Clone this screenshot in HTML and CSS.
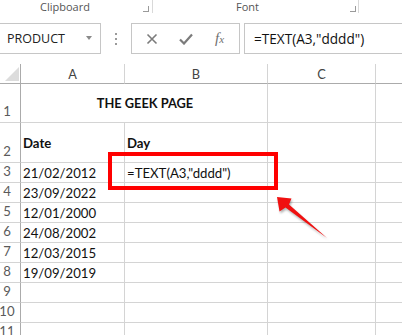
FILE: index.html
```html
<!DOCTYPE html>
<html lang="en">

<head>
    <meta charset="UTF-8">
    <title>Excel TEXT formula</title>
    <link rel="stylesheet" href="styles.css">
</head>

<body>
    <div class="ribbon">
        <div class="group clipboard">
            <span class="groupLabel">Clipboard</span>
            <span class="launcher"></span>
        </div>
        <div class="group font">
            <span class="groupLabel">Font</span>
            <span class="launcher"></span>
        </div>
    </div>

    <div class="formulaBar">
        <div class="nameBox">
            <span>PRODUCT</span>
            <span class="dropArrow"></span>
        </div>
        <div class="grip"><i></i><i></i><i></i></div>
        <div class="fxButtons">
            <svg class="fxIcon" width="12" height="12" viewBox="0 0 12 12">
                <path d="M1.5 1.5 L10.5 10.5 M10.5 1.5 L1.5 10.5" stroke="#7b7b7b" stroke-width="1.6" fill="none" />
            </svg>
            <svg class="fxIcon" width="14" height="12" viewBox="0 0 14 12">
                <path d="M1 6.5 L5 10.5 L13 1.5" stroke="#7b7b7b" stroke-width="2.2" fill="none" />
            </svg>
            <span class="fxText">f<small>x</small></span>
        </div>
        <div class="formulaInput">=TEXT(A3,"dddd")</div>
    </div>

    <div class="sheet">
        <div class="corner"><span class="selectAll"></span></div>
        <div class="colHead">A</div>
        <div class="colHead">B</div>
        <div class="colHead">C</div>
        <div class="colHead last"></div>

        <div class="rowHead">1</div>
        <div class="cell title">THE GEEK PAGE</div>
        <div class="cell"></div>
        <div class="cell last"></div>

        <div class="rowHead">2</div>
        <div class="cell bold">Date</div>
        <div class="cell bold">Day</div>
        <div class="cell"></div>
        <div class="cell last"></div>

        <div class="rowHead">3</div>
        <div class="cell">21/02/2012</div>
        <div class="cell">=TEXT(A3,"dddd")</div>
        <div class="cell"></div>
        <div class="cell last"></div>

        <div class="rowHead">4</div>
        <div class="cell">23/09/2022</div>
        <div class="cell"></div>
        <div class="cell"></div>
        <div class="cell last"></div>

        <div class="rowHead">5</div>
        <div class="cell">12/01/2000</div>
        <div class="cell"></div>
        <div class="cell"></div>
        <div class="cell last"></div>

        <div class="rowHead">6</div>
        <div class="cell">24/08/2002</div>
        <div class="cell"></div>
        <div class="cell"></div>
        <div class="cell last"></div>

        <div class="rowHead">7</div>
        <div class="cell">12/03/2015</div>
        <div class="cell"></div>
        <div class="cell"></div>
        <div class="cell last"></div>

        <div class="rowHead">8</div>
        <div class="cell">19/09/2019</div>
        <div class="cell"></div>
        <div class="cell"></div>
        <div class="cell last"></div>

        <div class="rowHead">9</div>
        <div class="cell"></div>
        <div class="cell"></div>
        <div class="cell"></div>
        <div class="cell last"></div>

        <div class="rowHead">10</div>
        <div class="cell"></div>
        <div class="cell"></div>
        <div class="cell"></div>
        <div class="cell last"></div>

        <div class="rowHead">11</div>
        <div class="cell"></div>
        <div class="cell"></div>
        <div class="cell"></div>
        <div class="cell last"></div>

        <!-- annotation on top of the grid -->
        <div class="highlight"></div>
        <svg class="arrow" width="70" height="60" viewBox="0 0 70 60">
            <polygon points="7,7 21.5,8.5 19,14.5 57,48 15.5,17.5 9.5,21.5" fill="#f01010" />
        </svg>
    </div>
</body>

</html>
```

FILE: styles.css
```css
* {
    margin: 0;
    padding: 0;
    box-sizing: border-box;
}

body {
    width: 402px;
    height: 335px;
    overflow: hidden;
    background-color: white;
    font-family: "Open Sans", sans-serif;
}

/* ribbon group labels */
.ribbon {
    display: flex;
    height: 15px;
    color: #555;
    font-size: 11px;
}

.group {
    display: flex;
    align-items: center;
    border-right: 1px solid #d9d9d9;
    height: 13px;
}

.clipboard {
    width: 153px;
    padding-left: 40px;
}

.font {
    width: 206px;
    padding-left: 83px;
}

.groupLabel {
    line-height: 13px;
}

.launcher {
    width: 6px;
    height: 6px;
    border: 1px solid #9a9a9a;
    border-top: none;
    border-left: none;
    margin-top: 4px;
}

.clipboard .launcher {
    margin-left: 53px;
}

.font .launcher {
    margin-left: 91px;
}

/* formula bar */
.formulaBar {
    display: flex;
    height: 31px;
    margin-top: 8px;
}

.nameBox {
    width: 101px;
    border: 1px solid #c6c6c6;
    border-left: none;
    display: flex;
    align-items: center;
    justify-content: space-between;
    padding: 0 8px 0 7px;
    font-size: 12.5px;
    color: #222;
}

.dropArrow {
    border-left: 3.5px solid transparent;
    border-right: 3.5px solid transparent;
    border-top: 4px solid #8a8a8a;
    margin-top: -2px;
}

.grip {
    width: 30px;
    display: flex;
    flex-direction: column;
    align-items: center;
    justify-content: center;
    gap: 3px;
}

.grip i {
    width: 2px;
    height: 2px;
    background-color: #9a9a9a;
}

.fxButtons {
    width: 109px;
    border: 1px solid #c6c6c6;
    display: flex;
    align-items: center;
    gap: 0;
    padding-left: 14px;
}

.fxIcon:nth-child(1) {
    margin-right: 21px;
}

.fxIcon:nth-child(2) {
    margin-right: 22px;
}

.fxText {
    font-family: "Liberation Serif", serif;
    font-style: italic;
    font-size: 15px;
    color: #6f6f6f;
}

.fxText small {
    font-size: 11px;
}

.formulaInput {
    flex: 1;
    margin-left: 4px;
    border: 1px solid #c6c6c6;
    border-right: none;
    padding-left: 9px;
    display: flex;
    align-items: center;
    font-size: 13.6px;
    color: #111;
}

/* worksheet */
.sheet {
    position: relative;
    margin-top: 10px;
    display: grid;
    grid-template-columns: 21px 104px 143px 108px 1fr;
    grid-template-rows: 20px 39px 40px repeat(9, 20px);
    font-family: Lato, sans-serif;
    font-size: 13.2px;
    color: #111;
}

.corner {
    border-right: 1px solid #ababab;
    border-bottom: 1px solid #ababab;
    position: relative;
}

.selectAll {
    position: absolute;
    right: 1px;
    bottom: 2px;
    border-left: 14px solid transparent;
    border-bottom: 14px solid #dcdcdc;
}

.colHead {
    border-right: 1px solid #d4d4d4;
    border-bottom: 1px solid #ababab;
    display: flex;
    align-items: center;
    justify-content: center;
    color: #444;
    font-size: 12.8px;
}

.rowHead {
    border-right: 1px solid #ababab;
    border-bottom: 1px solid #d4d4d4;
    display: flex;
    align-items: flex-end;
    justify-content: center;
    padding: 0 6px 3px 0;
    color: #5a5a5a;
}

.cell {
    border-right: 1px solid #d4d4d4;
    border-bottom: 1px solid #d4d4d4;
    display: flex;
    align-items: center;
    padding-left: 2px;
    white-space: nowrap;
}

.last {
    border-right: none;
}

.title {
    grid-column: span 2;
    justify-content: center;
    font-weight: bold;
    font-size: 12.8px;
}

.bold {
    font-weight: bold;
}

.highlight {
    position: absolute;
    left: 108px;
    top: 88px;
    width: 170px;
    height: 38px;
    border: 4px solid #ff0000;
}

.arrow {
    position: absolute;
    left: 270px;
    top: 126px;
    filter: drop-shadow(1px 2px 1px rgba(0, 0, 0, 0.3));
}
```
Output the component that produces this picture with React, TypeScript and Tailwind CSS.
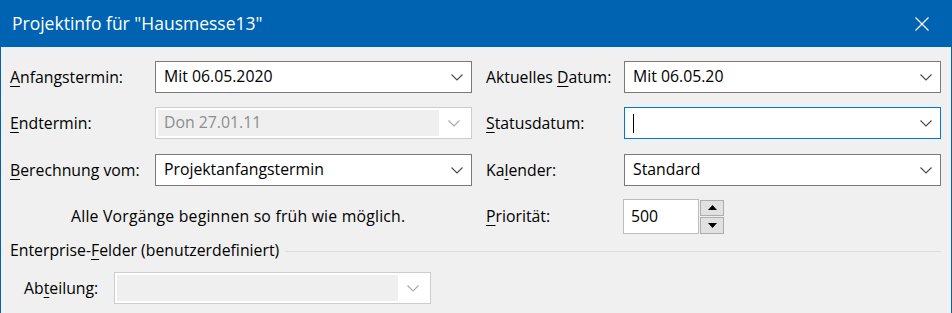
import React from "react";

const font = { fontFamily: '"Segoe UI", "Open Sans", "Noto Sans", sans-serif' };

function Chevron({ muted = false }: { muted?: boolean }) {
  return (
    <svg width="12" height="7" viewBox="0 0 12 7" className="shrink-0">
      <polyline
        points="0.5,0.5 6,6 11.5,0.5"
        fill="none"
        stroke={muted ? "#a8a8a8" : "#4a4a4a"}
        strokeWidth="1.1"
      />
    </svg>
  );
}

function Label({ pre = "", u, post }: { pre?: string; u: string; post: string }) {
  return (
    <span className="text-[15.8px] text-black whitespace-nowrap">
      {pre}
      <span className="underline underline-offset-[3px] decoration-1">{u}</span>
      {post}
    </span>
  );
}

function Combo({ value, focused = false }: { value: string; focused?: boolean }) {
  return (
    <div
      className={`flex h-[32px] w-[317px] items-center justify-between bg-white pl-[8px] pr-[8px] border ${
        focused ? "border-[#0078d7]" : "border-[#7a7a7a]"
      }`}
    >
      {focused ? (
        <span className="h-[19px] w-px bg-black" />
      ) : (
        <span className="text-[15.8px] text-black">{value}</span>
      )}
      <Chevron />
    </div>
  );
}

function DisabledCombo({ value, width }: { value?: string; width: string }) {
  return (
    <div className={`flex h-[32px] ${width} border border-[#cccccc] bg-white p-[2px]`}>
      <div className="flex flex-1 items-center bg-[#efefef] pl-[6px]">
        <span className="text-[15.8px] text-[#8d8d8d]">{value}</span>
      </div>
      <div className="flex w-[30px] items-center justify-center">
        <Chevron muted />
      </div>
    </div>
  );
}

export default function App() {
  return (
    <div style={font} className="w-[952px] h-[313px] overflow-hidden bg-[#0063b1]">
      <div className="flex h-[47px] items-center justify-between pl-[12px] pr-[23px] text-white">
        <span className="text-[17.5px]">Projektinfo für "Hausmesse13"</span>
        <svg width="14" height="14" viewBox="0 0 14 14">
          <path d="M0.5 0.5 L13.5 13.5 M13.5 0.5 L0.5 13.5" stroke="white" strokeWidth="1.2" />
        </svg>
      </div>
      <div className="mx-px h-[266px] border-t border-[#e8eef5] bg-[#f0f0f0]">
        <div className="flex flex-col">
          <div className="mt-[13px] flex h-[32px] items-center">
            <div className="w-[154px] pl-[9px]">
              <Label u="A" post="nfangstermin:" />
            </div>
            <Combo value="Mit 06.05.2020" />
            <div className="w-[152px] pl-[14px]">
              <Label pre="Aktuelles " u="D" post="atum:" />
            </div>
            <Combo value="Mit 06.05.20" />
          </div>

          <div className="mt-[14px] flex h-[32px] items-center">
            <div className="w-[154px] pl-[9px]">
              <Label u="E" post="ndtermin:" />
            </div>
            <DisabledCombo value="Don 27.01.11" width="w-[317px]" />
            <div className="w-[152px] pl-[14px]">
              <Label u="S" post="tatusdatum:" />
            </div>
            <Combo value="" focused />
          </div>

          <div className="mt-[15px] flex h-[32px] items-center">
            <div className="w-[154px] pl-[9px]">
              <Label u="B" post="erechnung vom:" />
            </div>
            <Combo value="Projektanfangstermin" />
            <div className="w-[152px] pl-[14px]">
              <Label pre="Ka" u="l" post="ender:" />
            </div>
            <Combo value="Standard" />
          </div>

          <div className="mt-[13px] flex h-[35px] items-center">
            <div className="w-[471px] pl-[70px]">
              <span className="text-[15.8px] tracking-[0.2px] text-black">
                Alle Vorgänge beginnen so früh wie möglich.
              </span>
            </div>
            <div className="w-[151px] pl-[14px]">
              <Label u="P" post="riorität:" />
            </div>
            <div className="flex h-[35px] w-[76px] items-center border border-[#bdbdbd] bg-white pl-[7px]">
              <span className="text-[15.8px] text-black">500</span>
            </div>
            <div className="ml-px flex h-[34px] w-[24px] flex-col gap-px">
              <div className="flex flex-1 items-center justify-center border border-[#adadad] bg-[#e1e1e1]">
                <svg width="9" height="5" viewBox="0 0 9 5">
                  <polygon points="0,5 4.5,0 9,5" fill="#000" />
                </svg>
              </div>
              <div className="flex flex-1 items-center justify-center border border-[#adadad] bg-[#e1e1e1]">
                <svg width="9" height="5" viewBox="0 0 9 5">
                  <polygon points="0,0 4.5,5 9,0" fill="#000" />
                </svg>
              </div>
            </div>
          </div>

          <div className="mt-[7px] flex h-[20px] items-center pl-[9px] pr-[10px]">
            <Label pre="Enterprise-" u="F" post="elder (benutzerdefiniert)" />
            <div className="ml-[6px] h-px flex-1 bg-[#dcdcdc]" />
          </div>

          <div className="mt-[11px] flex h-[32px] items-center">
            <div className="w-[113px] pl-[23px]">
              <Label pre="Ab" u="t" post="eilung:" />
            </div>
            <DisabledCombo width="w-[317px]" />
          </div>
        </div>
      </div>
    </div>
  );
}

- - - - -

OBJECTIVE: From the listing, copy every line where the string "React" appears.

RESPONSE TO THIS EXERCISE:
Output the component that produces this picture with React, TypeScript and Tailwind CSS.
import React from "react";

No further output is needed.